Have you wondered why the density of the set cement may be lower than designed in high temperature sedimentation tests?
Have you ever noticed that slurry has escaped from the top of the sedimentation tube during testing?
The API sedimentation test (API RP 10B-2, Second Edition, April 2013, section 12.5) is an important test used to evaluate the stability of a cement slurry in static conditions, i.e. once placed in the well. The laboratory test method consists of placing the cement slurry in a metal tube and exposing the slurry to appropriate temperature and pressure conditions until set. The slurry cylinder is then cut into segments and the density of each segment is determined. Differences in the density of the segments may indicate instability and the need to redesign the cement slurry. Please refer to the API procedure.

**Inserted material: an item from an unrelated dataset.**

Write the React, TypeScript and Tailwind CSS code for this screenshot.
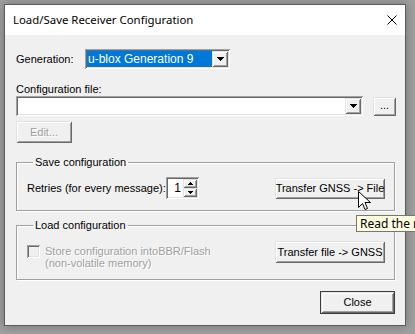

Depending on test conditions the segment slurry density may be lower than expected and/or overflowing of the slurry from the test cell may be observed. These observations can be explained by the thermal expansion of the aqueous phase of the cement slurry. The phenomenon is discussed below, using an idealised example; ignoring the minor contribution from the thermal expansion of the solids and other slurry additives.
Data for the thermal expansion and compressibility properties of water used in these examples are taken from the NIST website, using Fluid Properties under “Other data available”.
A cement slurry formulated with class G cement, 35% silica by weight of cement and water at a density of 1890 kg m-3 [15.8 lbm/gal]. This slurry contains 55% by volume of water and 45% by volume of solids.
The slurry is formulated and mixed at 20°C and then conditioned. For high temperature tests the conditioned slurry is placed in a sedimentation tube pre-heated to 88°C and placed in a pre-heated curing chamber. At these conditions, the water has expanded, and the density of the slurry has decreased.
The change in slurry density due to the expansion of the aqueous phase under atmospheric pressure while heating to 88°C is shown by the blue line in Figure 1.
Now the sedimentation tube (heated to 88°C) is placed in a pressurised curing chamber and the pressure increased; 20.7 MPa (3000 psi), a typical laboratory value is used in this example. The API procedure recommends a minimum 3.45 MPa (500 psi), although this may need to be increased for curing temperatures above about 200°C (392°F) to prevent boiling.
The increased pressure (at constant temperature of 88 °C) compresses the slurry so the density increases (red line in Figure 1). In this ideal example, there is no entrained air in the slurry – puddling has been perfect!
As the temperature is increased further the water expands and the slurry density decreases (green line). Under these conditions the initial slurry with a density of 1890 kg m-3 (15.8 lbm/gal) has a density of 1760 kg m-3 (14.7 lbm/gal) at a temperature of 200°C and pressure of 20.7 MPa.
If the test pressure is increased to 82.8 MPa (12000 psi), more typical for high temperature applications, then the slurry density at 200°C is 1800 kg m-3 (15.0 lbm/gal) as shown in Figure 2. The red line corresponds to the increase in density as pressure is applied up to 82.8 MPa at a constant temperature of 88°C.
The most important point to make is that, even though the density of the set cement may be lower than that measured for the starting slurry, the test method will still indicate whether the slurry is stable (no variation in density between segments) or unstable (significant variation in density between segments). As discussed in the API document (section 126.96.36.199) what is acceptable varies with the application.
This analysis has not considered the effect of chemical shrinkage. The amount of chemical shrinkage will depend on the degree of cement hydration and the phases formed (CSH at lower temperatures and possibly tobermorite and xonotlite at higher temperatures, depending in the curing time). The effect of chemical shrinkage will be to increase the density of the set cement, perhaps by a few tens of kg m-3 (a few tenths of lbm/gal).
To determine whether cement slurry will overflow from the sedimentation tube during heating the change in volume of the sedimentation tube with temperature needs to be considered. For the examples below brass tubes have been “used”. Brass has a linear thermal expansion coefficient of 19 x 10-6 °C-1.
At 88°C and atmospheric pressure the tube is filled with slurry so the relative volumes of slurry and cell are set to 1 (Figure 3). As pressure is applied at 88°C the slurry volume decreases due to the compressibility of the aqueous phase, but the internal volume of the brass cell remains effectively constant (brass has a very high bulk modulus).
Then as the temperature is increased the internal volume of the cell increases (blue line in the figure above) and the volume of the slurry increases at a higher rate (green line in Figure 3). At a temperature of around 105°C the volume of the slurry is now the same as the internal volume of the cell. As the temperature increases further slurry will start to escape from the top of the cell.
A typical sedimentation tube (2.54 cm diameter, 20 cm long) has a volume of 101 cm3 so at 3.45 MPa (500 psi) and 200°C approximately 5 cm3 of slurry will escape from the tube.
If a higher pressure is used (Figure 4), then the slurry compresses further and slurry will not flow from the tube until a temperature of approximately 145°C is reached. At 200°C approximately 2 cm3 of slurry will escape from the tube.